We hang around until the last dance, about 30 more minutes. When the valet brings Bob’s car around, the sense of foreboding returns. As we pull out of the parking lot, Bob’s friend asks Joni for “a bump,” but I do not look into the backseat to see if there is any cocaine. I don’t want to know.

We drop the two of them off next door to Rupert’s at Club 112, which opens at midnight and closes at 6:30 a.m. The two of them pass by the big, furtive bouncers in neckties and pass through the opaque blackness of the open door. From the front seat of the car I decide I have seen enough.

But there is one problem. I don’t know how to park in Buckhead.

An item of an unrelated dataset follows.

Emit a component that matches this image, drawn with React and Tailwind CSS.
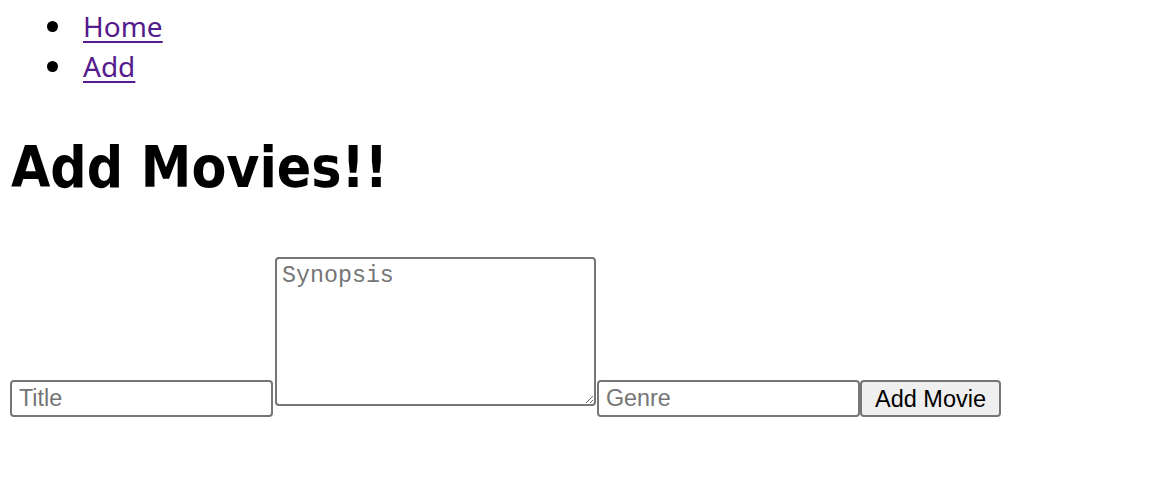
export default function App() {
  return (
    <div className="bg-white min-h-[484px] w-[1156px] text-black" style={{ fontFamily: '"Noto Sans", sans-serif' }}>
      <ul className="pt-[6px] m-0">
        <li className="flex items-center h-[40px]">
          <span className="ml-[47px] w-[11px] h-[11px] rounded-full bg-black" aria-hidden="true"></span>
          <a href="#" className="ml-[25px] text-[28px] leading-[40px] text-[#551a8b] underline decoration-[2px] underline-offset-[4px]">Home</a>
        </li>
        <li className="flex items-center h-[40px]">
          <span className="ml-[47px] w-[11px] h-[11px] rounded-full bg-black" aria-hidden="true"></span>
          <a href="#" className="ml-[25px] text-[28px] leading-[40px] text-[#551a8b] underline decoration-[2px] underline-offset-[4px]">Add</a>
        </li>
      </ul>
      <h1 className="ml-[11px] mt-[42px] text-[56.5px] leading-[80px] font-bold" style={{ fontFamily: '"DejaVu Sans Condensed", "Noto Sans", sans-serif' }}>Add Movies!!</h1>
      <form className="flex items-end ml-[10px] mt-[49px]" style={{ fontFamily: '"Liberation Sans", Arial, sans-serif' }}>
        <input
          placeholder="Title"
          className="w-[263px] h-[37px] border-2 border-[#767676] rounded-[4px] px-[7px] text-[23.3px] placeholder:text-[#757575] outline-none"
        />
        <textarea
          placeholder="Synopsis"
          className="ml-[2px] mb-[11px] w-[321px] h-[149px] border-2 border-[#767676] rounded-[4px] px-[5px] py-[3px] text-[23.3px] leading-[28px] placeholder:text-[#757575] outline-none resize"
          style={{ fontFamily: '"Courier New", "Nimbus Mono PS", "Nimbus Mono L", FreeMono, "Liberation Mono", monospace' }}
        />
        <input
          placeholder="Genre"
          className="ml-[1px] w-[263px] h-[37px] border-2 border-[#767676] rounded-[4px] px-[7px] text-[23.3px] placeholder:text-[#757575] outline-none"
        />
        <button
          type="button"
          className="w-[141px] h-[37px] border-2 border-[#767676] rounded-[4px] bg-[#efefef] text-[23.5px] text-black px-[12px]"
        >
          Add Movie
        </button>
      </form>
    </div>
  );
}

At 7 p.m., more than eight hours ago, I valet parked my car in a parking deck near Beesley’s. At 2 a.m. the valet service closed, and my keys were locked up for the night. I cannot get into my car. Tomorrow I will realize this is a blessing, but not tonight. Bob agrees to drive me home. On the way there I realize I also cannot get into my apartment. “This is getting more interesting all the time,” Bob says.

Then I remember the window with the broken lock, the one I have feebly jammed with a stick because the rental office has yet to come over and fix it. For the first time, I hope that the stick won’t hold. I have never tested it.

We rattle the window and shake it, but the stick holds firm. I try to push the panic back down into my stomach and my mind runs through a list of friends who might not be too alarmed if I rang their bell at 4 a.m. and asked to spend the night. I can’t think of anyone.

Bob thinks he can remove one side of the window. He pulls and grunts and maneuvers, but it will only come part of the way out of the frame.

Then, suddenly, the window shatters into tiny pieces, leaving a hole large enough to climb through. Relief floods over me. I am an outsider on the inside once more.